Ransomware attacks, where hackers steal e-files and demand money in return, have mushroomed this year. Ransom payment rose from $41000 in Q3’19 to $234,000 in 2020. Cyber insurance startups such as Coalition saw soaring demand for services. Annualized premium doubled from a year ago. Insurance covers range from ransomware attacks to getting overcharged on a large online expense.

To cover $1 million in potential damages, premiums could be $1500-$3000 a year at Coalition. To evaluate a potential client’s risk, they electronically scan the company’s devices.  Once covered, they scan thousands of times during a week.

In 2019, cyber premiums rose 11% year-on-year to $2.26 billion in the US, with top ten insurers accounting for 69% of direct written cyber premiums. Along with premium growth, the industry saw ransomware attacks rise during the year, loss ratios rising to 45% from 38%.

Three cybercrime risks top the trends: data theft, attacks using ransomware Trojans, and fraud with forged business emails. Cyber experts have depicted loss potential for insurance companies across  broad threat radars such as the one below.

Market surveys show demand for cyber insurance exceeds available capacity, accumulation risk being a deterrent. Cyber is a relatively young and evolving threat with a short history of claims experience. The threat is inherently scalable – a single malicious email can reach millions with a mouse click. Assessing the Probable Maximum Loss (PML) from a peril for this systemic risk is a key determinant to set risk appetite and an ongoing challenge. Carriers are compelled to assume their entire limit is at risk from a single event, constricting capacity and efficiency of risk-capital utilization. Besides, there may be hidden cyber exposure within existing coverages.

With the difficulties of measuring exposure comes the other challenge of assessing claims cost. Unlike natural catastrophes, cyber episodes endlessly adapt and recur with alarming frequency.

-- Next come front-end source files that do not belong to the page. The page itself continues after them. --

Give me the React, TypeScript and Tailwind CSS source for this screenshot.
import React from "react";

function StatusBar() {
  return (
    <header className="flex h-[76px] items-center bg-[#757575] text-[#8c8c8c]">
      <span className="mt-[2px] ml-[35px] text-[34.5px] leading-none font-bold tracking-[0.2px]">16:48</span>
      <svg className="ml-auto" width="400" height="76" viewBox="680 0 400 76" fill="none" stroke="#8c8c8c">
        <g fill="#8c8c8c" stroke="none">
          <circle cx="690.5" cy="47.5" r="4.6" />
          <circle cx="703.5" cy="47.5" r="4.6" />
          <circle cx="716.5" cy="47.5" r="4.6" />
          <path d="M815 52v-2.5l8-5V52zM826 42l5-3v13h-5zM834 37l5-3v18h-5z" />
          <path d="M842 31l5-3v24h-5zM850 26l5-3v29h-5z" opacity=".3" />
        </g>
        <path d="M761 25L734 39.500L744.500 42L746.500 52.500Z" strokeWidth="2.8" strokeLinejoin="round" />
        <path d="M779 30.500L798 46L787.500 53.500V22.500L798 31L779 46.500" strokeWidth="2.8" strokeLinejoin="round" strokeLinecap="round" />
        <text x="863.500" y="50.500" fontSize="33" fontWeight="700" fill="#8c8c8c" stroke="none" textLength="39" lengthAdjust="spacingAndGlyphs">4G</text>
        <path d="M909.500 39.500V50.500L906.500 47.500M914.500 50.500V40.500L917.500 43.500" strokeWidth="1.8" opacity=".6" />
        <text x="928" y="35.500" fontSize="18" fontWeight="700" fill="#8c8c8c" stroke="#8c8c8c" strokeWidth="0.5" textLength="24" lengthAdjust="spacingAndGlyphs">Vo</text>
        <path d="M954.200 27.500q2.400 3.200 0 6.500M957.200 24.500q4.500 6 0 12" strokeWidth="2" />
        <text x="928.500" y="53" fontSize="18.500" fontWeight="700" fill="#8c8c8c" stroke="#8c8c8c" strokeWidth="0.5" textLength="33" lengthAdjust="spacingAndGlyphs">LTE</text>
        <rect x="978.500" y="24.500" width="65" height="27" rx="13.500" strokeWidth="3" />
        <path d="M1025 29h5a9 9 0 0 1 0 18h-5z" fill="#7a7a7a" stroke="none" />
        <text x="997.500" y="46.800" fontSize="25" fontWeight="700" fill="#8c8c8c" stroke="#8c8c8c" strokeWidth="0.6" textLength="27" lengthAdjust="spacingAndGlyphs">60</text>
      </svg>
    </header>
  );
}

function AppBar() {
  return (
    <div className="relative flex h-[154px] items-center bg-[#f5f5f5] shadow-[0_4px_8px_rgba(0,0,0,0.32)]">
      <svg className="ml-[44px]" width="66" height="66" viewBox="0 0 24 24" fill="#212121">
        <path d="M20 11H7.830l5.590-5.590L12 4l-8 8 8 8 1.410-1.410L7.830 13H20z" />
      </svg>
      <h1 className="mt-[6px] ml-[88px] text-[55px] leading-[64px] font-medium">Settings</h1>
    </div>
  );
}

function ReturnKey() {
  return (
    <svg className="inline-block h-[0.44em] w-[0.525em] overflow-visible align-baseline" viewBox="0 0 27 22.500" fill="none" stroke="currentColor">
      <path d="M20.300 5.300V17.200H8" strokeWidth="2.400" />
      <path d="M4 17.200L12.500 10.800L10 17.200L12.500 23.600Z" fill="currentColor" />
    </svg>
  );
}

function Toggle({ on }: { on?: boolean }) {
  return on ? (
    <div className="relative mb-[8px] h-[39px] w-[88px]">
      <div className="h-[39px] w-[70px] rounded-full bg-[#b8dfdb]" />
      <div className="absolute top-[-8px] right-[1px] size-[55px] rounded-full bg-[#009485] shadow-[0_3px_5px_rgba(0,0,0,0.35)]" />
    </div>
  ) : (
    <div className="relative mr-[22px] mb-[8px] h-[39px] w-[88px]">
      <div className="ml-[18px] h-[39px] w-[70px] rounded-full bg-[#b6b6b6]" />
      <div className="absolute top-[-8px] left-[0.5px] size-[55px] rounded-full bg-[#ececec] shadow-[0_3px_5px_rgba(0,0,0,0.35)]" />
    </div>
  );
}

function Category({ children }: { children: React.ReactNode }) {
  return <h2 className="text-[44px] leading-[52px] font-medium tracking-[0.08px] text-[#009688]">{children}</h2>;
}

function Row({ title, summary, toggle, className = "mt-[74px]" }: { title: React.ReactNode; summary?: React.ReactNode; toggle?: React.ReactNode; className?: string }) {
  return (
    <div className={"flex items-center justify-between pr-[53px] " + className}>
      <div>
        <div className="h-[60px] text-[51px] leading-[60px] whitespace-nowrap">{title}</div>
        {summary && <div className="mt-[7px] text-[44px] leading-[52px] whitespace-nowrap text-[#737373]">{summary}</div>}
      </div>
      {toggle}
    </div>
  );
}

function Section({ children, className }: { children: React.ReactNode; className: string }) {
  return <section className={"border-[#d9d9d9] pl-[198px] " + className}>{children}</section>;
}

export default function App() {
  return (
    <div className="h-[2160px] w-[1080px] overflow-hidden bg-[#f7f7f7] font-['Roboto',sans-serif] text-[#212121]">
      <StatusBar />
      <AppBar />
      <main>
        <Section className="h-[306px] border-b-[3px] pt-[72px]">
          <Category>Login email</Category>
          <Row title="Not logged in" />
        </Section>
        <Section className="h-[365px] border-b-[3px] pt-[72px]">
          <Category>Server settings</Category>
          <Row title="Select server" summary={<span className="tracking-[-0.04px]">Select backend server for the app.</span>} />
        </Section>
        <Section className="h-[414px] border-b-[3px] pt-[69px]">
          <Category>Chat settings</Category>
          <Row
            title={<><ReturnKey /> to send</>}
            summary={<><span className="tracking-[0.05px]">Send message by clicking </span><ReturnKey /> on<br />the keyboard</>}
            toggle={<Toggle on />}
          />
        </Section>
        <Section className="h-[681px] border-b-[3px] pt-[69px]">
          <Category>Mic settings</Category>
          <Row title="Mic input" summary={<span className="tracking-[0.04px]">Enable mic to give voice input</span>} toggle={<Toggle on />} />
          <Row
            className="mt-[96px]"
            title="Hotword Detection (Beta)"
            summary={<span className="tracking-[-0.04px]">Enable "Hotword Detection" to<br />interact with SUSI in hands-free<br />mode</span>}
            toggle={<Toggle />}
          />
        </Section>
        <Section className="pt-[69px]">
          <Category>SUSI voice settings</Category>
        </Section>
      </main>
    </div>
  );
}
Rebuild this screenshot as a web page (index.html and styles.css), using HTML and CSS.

To address these shortcomings and improve exposure measures, insurers are actively collaborating to reduce loss margin through better quantification and accumulation risk modelling, smarter tools and data analytics. Data protocols are emerging that combine company info with digital risk indicators e.g. patching frequency and backup procedures.

In 2016, Lloyd’s established a schema for cyber exposure data, a standard for key features of input data in cyber risk tools and attributes. Lloyds has around 77 cyber insurers, assuming a quarter of global cyber risk market share with most business from the US. In one of the 2020 cohorts of Lloyds Lab, Kovrr developed an easy-to-use open framework to measure and understand catastrophic risk exposure. CRA-Zones framework defines minimal elements to provide a view of cyber risk aggregations. It groups cyber risk in a zone based on three elements: geography, industry and entity size.

MAPFRE RE uses Kovrr products to further capabilities for assessing accumulated cyber risk exposure in their treaties.

Hiscox and Chubb use technology from cyber risk analytics company CyberCube to generate insight on systemic cyber risk across their commercial portfolios. Using Portfolio Manager, stress tests run on its book of global commercial insurance business against a range of cyber-related catastrophe scenarios, such as cloud outages and global ransomware attacks. Risk modelling platforms let market participants bolster accumulation risk management and exposure management.

Cyber insurance is fertile opportunity to meld risk mitigation and transfer, where carriers support impacted companies to get back on their feet while also aiding reduction of cyberattack frequency and severity. The next few years may see this come to fruition, with insurers helping augment cybersecurity hygiene and curtail the cost of cyberattacks.